Hate Speech Is Not Free Speech: The Violence Of Holocaust Denialism And Why It Should Be Illegal

Disclaimer: the following article discusses holocaust denialism and anti-Semitism. Some readers may find this content disturbing

Recently, the United States has seen a rise in anti-Semitic attacks: Jewish schools have received bomb threats, graves have been spray-painted with swastikas, and synagogues have been shot at. In one week alone, there were 69 bombs threats to Jewish culture and education centers.

The rise in such attacks may be new, but their causes remain fairly constant. Anti-Semitism is certainly dependent on social, economic and political forces, but what is often neglected is that the perpetuations of certain anti-Semitic beliefs are central to the motivation of attacks against Jewish people. One of the most important precepts for anti-Semitism is the denial of the holocaust.

The role of holocaust denial in anti-Semitic violence has been contested. Some argue that denying the holocaust, while abhorrent, is not necessarily anti-Semitic. According to this reasoning, it is hypothetically possible to deny the existence of this genocide merely out of naive ignorance or due to an unreasonable level of skepticism. As an extension, some argue that since holocaust denialism does not necessitate hatred and violence against Jewish people, it must be protected under freedom of speech.

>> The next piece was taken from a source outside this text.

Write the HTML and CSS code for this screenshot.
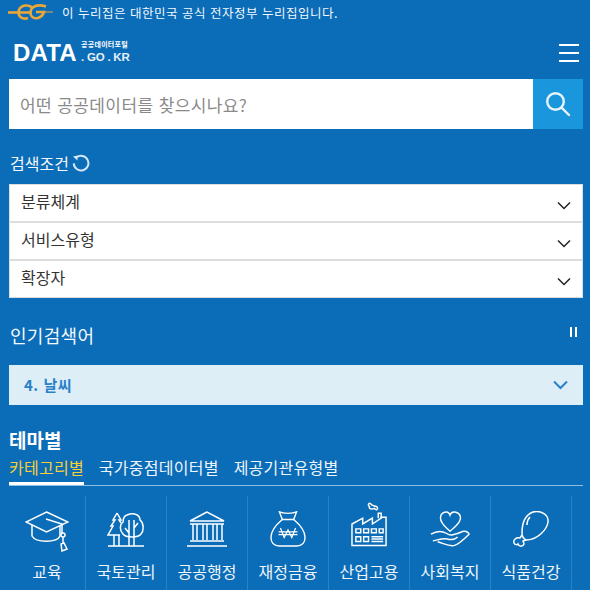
FILE: index.html
```html
<!DOCTYPE html>
<html lang="ko">
<head>
    <meta charset="UTF-8">
    <meta name="viewport" content="width=device-width, initial-scale=1.0">
    <title>공공데이터포털</title>
    <link rel="stylesheet" href="styles.css">
</head>
<body>
    <div class="gov-strip">
        <svg class="gov-logo" viewBox="0 0 46 16" width="46" height="16" fill="none" stroke="#e9a63a" stroke-width="2.6">
            <path d="M0 8.5H24"/>
            <path d="M24 3.5C21 0.5 13 0.5 11 6C9 12 14 16 20 14"/>
            <path d="M38 2.5C32 0.5 25 1 23 6C21 12 25 15 30 14C33 13 35 11 36 8H28"/>
            <path d="M36 8H45" stroke-width="1"/>
        </svg>
        <span>이 누리집은 대한민국 공식 전자정부 누리집입니다.</span>
    </div>

    <header class="top-bar">
        <div class="logo">
            <span class="logo-data">DATA</span>
            <span class="logo-side">
                <span class="logo-small">공공데이터포털</span>
                <span class="logo-domain">. GO . KR</span>
            </span>
        </div>
        <div class="menu-btn"><i></i><i></i><i></i></div>
    </header>

    <div class="search-box">
        <div class="search-input">어떤 공공데이터를 찾으시나요?</div>
        <div class="search-btn">
            <svg viewBox="0 0 26 26" width="26" height="26" fill="none" stroke="#e8f4fc" stroke-width="2.4">
                <circle cx="10.5" cy="10.5" r="8.3"/>
                <path d="M16.8 16.8L24 24" stroke-linecap="round"/>
            </svg>
        </div>
    </div>

    <div class="cond-title">
        검색조건
        <svg viewBox="0 0 18 18" width="18" height="18" fill="none" stroke="#d5e8f6" stroke-width="2">
            <path d="M4.4 3.6A7.3 7.3 0 1 1 1.8 9.4"/>
            <path d="M1 2.6L5.6 1.4L5.4 6.4Z" fill="#d5e8f6" stroke="none"/>
        </svg>
    </div>

    <div class="select-list">
        <div class="select-row">분류체계<svg class="chev" viewBox="0 0 14 9" width="14" height="9"><path d="M1 1.5L7 7.5L13 1.5"/></svg></div>
        <div class="select-row">서비스유형<svg class="chev" viewBox="0 0 14 9" width="14" height="9"><path d="M1 1.5L7 7.5L13 1.5"/></svg></div>
        <div class="select-row">확장자<svg class="chev" viewBox="0 0 14 9" width="14" height="9"><path d="M1 1.5L7 7.5L13 1.5"/></svg></div>
    </div>

    <div class="popular-head">
        <span>인기검색어</span>
        <span class="pause"><i></i><i></i></span>
    </div>
    <div class="popular-box">
        <span>4. 날씨</span>
        <svg viewBox="0 0 15 10" width="15" height="10" fill="none" stroke="#2a80c8" stroke-width="2"><path d="M1 1.5L7.5 8L14 1.5"/></svg>
    </div>

    <h2 class="theme-title">테마별</h2>
    <div class="tabs">
        <span class="tab active">카테고리별</span>
        <span class="tab">국가중점데이터별</span>
        <span class="tab">제공기관유형별</span>
    </div>

    <div class="cats">
        <div class="cat first">
            <svg class="ico-cap" viewBox="0 0 44 41" width="44" height="41">
                <path d="M21.5 1L43 11L21.5 21L1 11Z"/>
                <path d="M7 14V25C11 32 32 32 35 25V14"/>
                <path d="M21 8L37 13V22"/>
                <circle cx="38" cy="24" r="2"/>
                <path d="M38 26V32M36 33L37 40L42 38L39 32Z"/>
            </svg>
            <span>교육</span>
        </div>
        <div class="cat">
            <svg viewBox="0 0 38 35" width="38" height="35">
                <path d="M1 34H37"/>
                <path d="M10 1L14 8H12L14 11M10 1L6 8H8L4 14H6L1 23H13M7 23V34M12 23V34"/>
                <path d="M20 3C27 0 33 3 33 8C37 11 37 19 34 22C31 26 19 26 16 22C12 18 13 12 16 10C16 7 17 4 20 3Z"/>
                <path d="M22 8V34M27 8V34M22 21L18 16M27 16L31 11"/>
            </svg>
            <span>국토관리</span>
        </div>
        <div class="cat">
            <svg viewBox="0 0 42 36" width="42" height="36">
                <path d="M21 1L4 10H38ZM4 13H38"/>
                <path d="M7 13V29M11 13V29M17 13V29M21 13V29M27 13V29M31 13V29M36 13V29"/>
                <path d="M4 30H38M1 35H41"/>
            </svg>
            <span>공공행정</span>
        </div>
        <div class="cat">
            <svg viewBox="0 0 38 38" width="36" height="36">
                <path d="M10 1C14 3 24 3 28 1L25 9H13Z"/>
                <path d="M13 9C7 14 1 20 1 28C1 33 4 37 10 37H28C34 37 37 33 37 28C37 20 31 14 25 9"/>
                <path d="M11 18L15 28L19 20L23 28L27 18M9 22H29M9 25H29" stroke-width="1.3"/>
            </svg>
            <span>재정금융</span>
        </div>
        <div class="cat">
            <svg viewBox="0 0 38 46" width="37" height="46">
                <path d="M1 45V23L12 17V23L22 17V23L31 17V16H36V45Z"/>
                <path d="M28 17V12H31V17"/>
                <path d="M20 2C18 1 17 4 19 5C18 8 22 8 24 7C26 10 29 7 26 5C24 4 22 5 20 2Z"/>
                <path d="M5 28H10V32H5ZM13 28H18V32H13ZM21 28H26V32H21ZM29 28H33V32H29ZM5 36H10V41H5ZM13 36H18V41H13Z"/>
                <path d="M21 36H33M21 38.5H33M21 41H33"/>
            </svg>
            <span>산업고용</span>
        </div>
        <div class="cat">
            <svg viewBox="0 0 42 39" width="40" height="38">
                <path d="M21 23C17 19 11 15 11 9C11 3 19 0 21 6C23 0 32 3 32 9C32 15 25 19 21 23Z"/>
                <path d="M1 26C6 23 12 22 17 25C20 27 24 27 26 26C29 26 33 23 36 23C39 23 41 25 41 26C36 31 30 37 25 38C20 39 15 36 8 34"/>
                <path d="M3 33C8 32 14 30 18 31C22 32 26 32 29 29"/>
            </svg>
            <span>사회복지</span>
        </div>
        <div class="cat">
            <svg viewBox="0 0 36 36" width="36" height="36">
                <path d="M9 22C9 12 12 4 20 1C28 -1 36 4 35 11C34 19 24 29 13 29C11 28 9 25 9 22Z"/>
                <path d="M17 6C15 8 14 11 14 14"/>
                <path d="M9 24L7 27C3 26 0 29 1 32C2 34 4 34 5 33C6 36 10 36 11 33C11 31 10 31 10 30L13 29"/>
            </svg>
            <span>식품건강</span>
        </div>
        <div class="cat rest"></div>
    </div>
</body>
</html>
```

FILE: styles.css
```css
* {
    margin: 0;
    padding: 0;
    box-sizing: border-box;
}

html, body {
    height: 590px;
    overflow: hidden;
}

body {
    font-family: "Noto Sans CJK KR", "Noto Sans", sans-serif;
    background: #0b6cb8;
    color: #fff;
    padding: 0 7px 0 9px;
}

.gov-strip {
    display: flex;
    align-items: center;
    height: 24px;
    margin-left: -1px;
    font-size: 12.5px;
    letter-spacing: 0.5px;
    gap: 8px;
    color: #f2f8fc;
}

.gov-logo {
    flex: none;
}

.top-bar {
    display: flex;
    align-items: center;
    justify-content: space-between;
    height: 55px;
    padding: 2px 4px 0 4px;
}

.logo {
    display: flex;
    align-items: center;
    gap: 4px;
}

.logo-data {
    font-family: "Liberation Sans", sans-serif;
    font-weight: 700;
    font-size: 24px;
    letter-spacing: 0.2px;
    line-height: 24px;
}

.logo-side {
    display: flex;
    flex-direction: column;
    line-height: 1;
}

.logo-small {
    font-size: 7px;
    font-weight: 700;
    letter-spacing: 0.3px;
    height: 11px;
}

.logo-domain {
    font-family: "Liberation Sans", sans-serif;
    font-size: 11.5px;
    font-weight: 700;
    letter-spacing: -0.2px;
    color: #e6f1f9;
}

.menu-btn {
    display: flex;
    flex-direction: column;
    gap: 6px;
    width: 20px;
}

.menu-btn i {
    display: block;
    height: 2px;
    background: #fff;
}

.search-box {
    display: flex;
    height: 50px;
    background: #fff;
}

.search-input {
    flex: 1;
    display: flex;
    align-items: center;
    padding-left: 11px;
    font-size: 17px;
    letter-spacing: 0.4px;
    color: #8a8a8a;
}

.search-btn {
    display: flex;
    align-items: center;
    justify-content: center;
    width: 50px;
    background: #1a96dc;
}

.cond-title {
    display: flex;
    align-items: center;
    gap: 3px;
    height: 55px;
    padding-top: 16px;
    padding-bottom: 4px;
    padding-left: 1px;
    font-size: 16px;
    color: #f2f8fc;
}

.select-list {
    background: #fff;
}

.select-row {
    display: flex;
    align-items: center;
    justify-content: space-between;
    height: 38px;
    padding: 0 11px 4px 11px;
    font-size: 16px;
    line-height: 20px;
    color: #333;
    border: 1px solid #ddd;
}

.chev {
    fill: none;
    stroke: #222;
    stroke-width: 1.5;
    margin-top: 8px;
}

.popular-head {
    display: flex;
    align-items: center;
    justify-content: space-between;
    height: 67px;
    padding: 6px 6px 0 1px;
    font-size: 18px;
    letter-spacing: 0.3px;
    color: #f2f8fc;
}

.pause {
    display: flex;
    gap: 3px;
    margin-top: -6px;
}

.pause i {
    display: block;
    width: 2px;
    height: 10px;
    background: #fff;
}

.popular-box {
    display: flex;
    align-items: center;
    justify-content: space-between;
    height: 40px;
    padding: 0 15px 1px;
    background: #deeef7;
    color: #2a80c8;
    font-size: 15px;
    letter-spacing: 0.5px;
    font-weight: 700;
}

.theme-title {
    margin-top: 22px;
    font-size: 19px;
    font-weight: 700;
    line-height: 26px;
}

.tabs {
    display: flex;
    gap: 15px;
    height: 32px;
    border-bottom: 1px solid #8fc0e3;
    font-size: 16px;
    letter-spacing: 0.25px;
    line-height: 26px;
    margin-top: 1px;
}

.tab {
    height: 31px;
    color: #eef6fb;
}

.tab.active {
    color: #f5cf3a;
    border-bottom: 3px solid #fff;
}

.cats {
    display: flex;
    margin-top: 10px;
    margin-left: -9px;
    margin-right: -7px;
}

.cat {
    flex: none;
    display: flex;
    flex-direction: column;
    align-items: center;
    justify-content: flex-end;
    width: 81px;
    height: 94px;
    padding-bottom: 9px;
    border-right: 1px solid #2d80c1;
    font-size: 16px;
    color: #eef6fb;
}

.cat.first {
    width: 86px;
    padding-left: 9px;
}

.cat.rest {
    width: 18px;
    border-right: none;
}

.cat svg {
    fill: none;
    stroke: #fff;
    stroke-width: 1.5;
    margin-bottom: 14px;
}

.cat svg.ico-cap {
    margin-bottom: 9px;
}

.cat span {
    line-height: 20px;
}
```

However, given the excessive amount of evidence for the holocaust and the extent to which this evidence is readily accessible, de facto holocaust denialism encourages violence. Holocaust deniers are not simply ignorant of the evidence for the holocaust. Deniers are well aware of the massive number of personal testimonies, historical publications and physical evidence that documents the holocaust. They also do not contest more nuanced questions, such as whether 5.7 or 5.9 million Jews were killed, or discuss who was philosophically responsible, such as whether Hitler’s leadership or those who followed orders were instruments in this genocide. Even while cognizant of the evidence of the holocaust, holocaust deniers maintain that the holocaust did not happen.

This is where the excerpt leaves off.